#### DATA SECTION:
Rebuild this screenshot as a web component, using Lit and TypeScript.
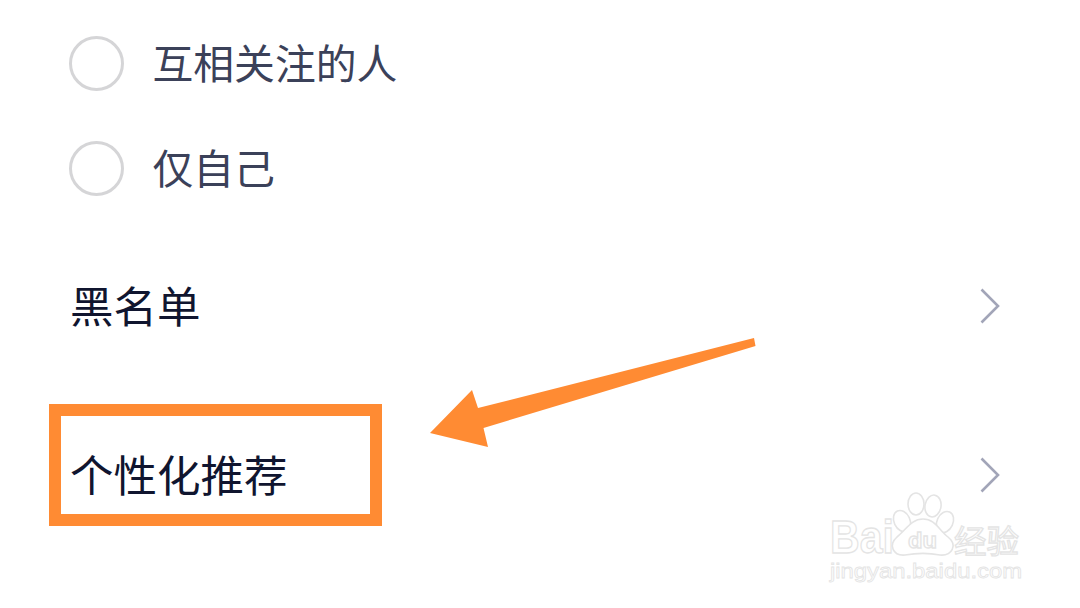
import { LitElement, html, css, svg } from "lit";
import { customElement } from "lit/decorators.js";

const chevron = html`<svg class="chev" viewBox="0 0 20 36" width="20" height="36">
  <path d="M1.5 1.5 L18 18 L1.5 34.5" fill="none" stroke="#a2a5b8" stroke-width="2.6"/>
</svg>`;

@customElement("app-root")
export class AppRoot extends LitElement {
  static styles = css`
    :host {
      display: block;
      position: relative;
      width: 1080px;
      height: 608px;
      overflow: hidden;
      background: #fff;
      font-family: "Noto Sans CJK SC", "Noto Sans", sans-serif;
    }
    .list { display: flex; flex-direction: column; padding: 11px 80px 0 69px; }
    .radio-row { display: flex; align-items: center; gap: 28.5px; height: 105px; }
    .radio {
      width: 55px; height: 55px; box-sizing: border-box; border-radius: 50%;
      border: 3px solid #d5d5d7;
    }
    .radio-label { font-size: 40.8px; line-height: 55px; padding-bottom: 4px; color: #3b4159; }
    .groups { display: flex; flex-direction: column; }
    .nav-row {
      display: flex; align-items: center; justify-content: space-between;
      height: 169px; padding-left: 1px;
    }
    .nav-label { font-size: 43.5px; line-height: 60px; padding-bottom: 1px; color: #10152f; }
    .chev { display: block; }
    .highlight {
      position: absolute; left: 49px; top: 404px; width: 333px; height: 122px;
      box-sizing: border-box; border: 12px solid #ff8b33;
    }
    .arrow { position: absolute; left: 0; top: 0; }
    .wm { position: absolute; left: 0; top: 0; }
    .wm text { fill: #fff; stroke: #e4e4e4; stroke-width: 1.3; }
    .wm .paw { fill: #fff; stroke: #e4e4e4; stroke-width: 1.6; }
    .wm .latin { font-family: "Liberation Sans", Arial, sans-serif; }
    .wm .cjk { font-family: "Noto Sans CJK SC", sans-serif; }
  `;

  render() {
    return html`
      <div class="list">
        <div class="radio-row"><span class="radio"></span><span class="radio-label">互相关注的人</span></div>
        <div class="radio-row"><span class="radio"></span><span class="radio-label">仅自己</span></div>
        <div class="groups">
          <div class="nav-row"><span class="nav-label">黑名单</span>${chevron}</div>
          <div class="nav-row"><span class="nav-label">个性化推荐</span>${chevron}</div>
        </div>
      </div>
      <div class="highlight"></div>
      <svg class="arrow" width="1080" height="608" viewBox="0 0 1080 608">
        <polygon fill="#ff8b33" points="754,338 755.5,346 483.5,428 488,447 430,433 472,390 478,408"/>
      </svg>
      <svg class="wm" width="1080" height="608" viewBox="0 0 1080 608">
        ${svg`
          <text class="latin" x="830" y="553" font-size="47" font-weight="700" textLength="64" lengthAdjust="spacingAndGlyphs">Bai</text>
          <ellipse class="paw" cx="902" cy="521" rx="8" ry="11" transform="rotate(-25 902 521)"/>
          <ellipse class="paw" cx="916" cy="504" rx="8" ry="11"/>
          <ellipse class="paw" cx="933" cy="506" rx="8" ry="11" transform="rotate(10 933 506)"/>
          <ellipse class="paw" cx="945" cy="522" rx="8" ry="11" transform="rotate(25 945 522)"/>
          <path class="paw" d="M923 519 C911 519 906 530 897 537 C888 545 893 556 905 555 C916 553 930 553 940 555 C952 556 958 545 948 537 C939 530 935 519 923 519 Z"/>
          <text class="latin" x="908" y="548" font-size="22" font-weight="700" textLength="29" lengthAdjust="spacingAndGlyphs">du</text>
          <text class="cjk" x="954" y="553" font-size="32" textLength="65" lengthAdjust="spacingAndGlyphs">经验</text>
          <text class="latin" x="830" y="578" font-size="20.5" textLength="192" lengthAdjust="spacingAndGlyphs" style="stroke-width:.8">jingyan.baidu.com</text>
        `}
      </svg>
    `;
  }
}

#### THE REQUEST:
Reproduce all of the material above word for word. Omit the pictures.

#### OUTPUT OF THE EXERCISE:
Rebuild this screenshot as a web component, using Lit and TypeScript.
import { LitElement, html, css, svg } from "lit";
import { customElement } from "lit/decorators.js";

const chevron = html`<svg class="chev" viewBox="0 0 20 36" width="20" height="36">
  <path d="M1.5 1.5 L18 18 L1.5 34.5" fill="none" stroke="#a2a5b8" stroke-width="2.6"/>
</svg>`;

@customElement("app-root")
export class AppRoot extends LitElement {
  static styles = css`
    :host {
      display: block;
      position: relative;
      width: 1080px;
      height: 608px;
      overflow: hidden;
      background: #fff;
      font-family: "Noto Sans CJK SC", "Noto Sans", sans-serif;
    }
    .list { display: flex; flex-direction: column; padding: 11px 80px 0 69px; }
    .radio-row { display: flex; align-items: center; gap: 28.5px; height: 105px; }
    .radio {
      width: 55px; height: 55px; box-sizing: border-box; border-radius: 50%;
      border: 3px solid #d5d5d7;
    }
    .radio-label { font-size: 40.8px; line-height: 55px; padding-bottom: 4px; color: #3b4159; }
    .groups { display: flex; flex-direction: column; }
    .nav-row {
      display: flex; align-items: center; justify-content: space-between;
      height: 169px; padding-left: 1px;
    }
    .nav-label { font-size: 43.5px; line-height: 60px; padding-bottom: 1px; color: #10152f; }
    .chev { display: block; }
    .highlight {
      position: absolute; left: 49px; top: 404px; width: 333px; height: 122px;
      box-sizing: border-box; border: 12px solid #ff8b33;
    }
    .arrow { position: absolute; left: 0; top: 0; }
    .wm { position: absolute; left: 0; top: 0; }
    .wm text { fill: #fff; stroke: #e4e4e4; stroke-width: 1.3; }
    .wm .paw { fill: #fff; stroke: #e4e4e4; stroke-width: 1.6; }
    .wm .latin { font-family: "Liberation Sans", Arial, sans-serif; }
    .wm .cjk { font-family: "Noto Sans CJK SC", sans-serif; }
  `;

  render() {
    return html`
      <div class="list">
        <div class="radio-row"><span class="radio"></span><span class="radio-label">互相关注的人</span></div>
        <div class="radio-row"><span class="radio"></span><span class="radio-label">仅自己</span></div>
        <div class="groups">
          <div class="nav-row"><span class="nav-label">黑名单</span>${chevron}</div>
          <div class="nav-row"><span class="nav-label">个性化推荐</span>${chevron}</div>
        </div>
      </div>
      <div class="highlight"></div>
      <svg class="arrow" width="1080" height="608" viewBox="0 0 1080 608">
        <polygon fill="#ff8b33" points="754,338 755.5,346 483.5,428 488,447 430,433 472,390 478,408"/>
      </svg>
      <svg class="wm" width="1080" height="608" viewBox="0 0 1080 608">
        ${svg`
          <text class="latin" x="830" y="553" font-size="47" font-weight="700" textLength="64" lengthAdjust="spacingAndGlyphs">Bai</text>
          <ellipse class="paw" cx="902" cy="521" rx="8" ry="11" transform="rotate(-25 902 521)"/>
          <ellipse class="paw" cx="916" cy="504" rx="8" ry="11"/>
          <ellipse class="paw" cx="933" cy="506" rx="8" ry="11" transform="rotate(10 933 506)"/>
          <ellipse class="paw" cx="945" cy="522" rx="8" ry="11" transform="rotate(25 945 522)"/>
          <path class="paw" d="M923 519 C911 519 906 530 897 537 C888 545 893 556 905 555 C916 553 930 553 940 555 C952 556 958 545 948 537 C939 530 935 519 923 519 Z"/>
          <text class="latin" x="908" y="548" font-size="22" font-weight="700" textLength="29" lengthAdjust="spacingAndGlyphs">du</text>
          <text class="cjk" x="954" y="553" font-size="32" textLength="65" lengthAdjust="spacingAndGlyphs">经验</text>
          <text class="latin" x="830" y="578" font-size="20.5" textLength="192" lengthAdjust="spacingAndGlyphs" style="stroke-width:.8">jingyan.baidu.com</text>
        `}
      </svg>
    `;
  }
}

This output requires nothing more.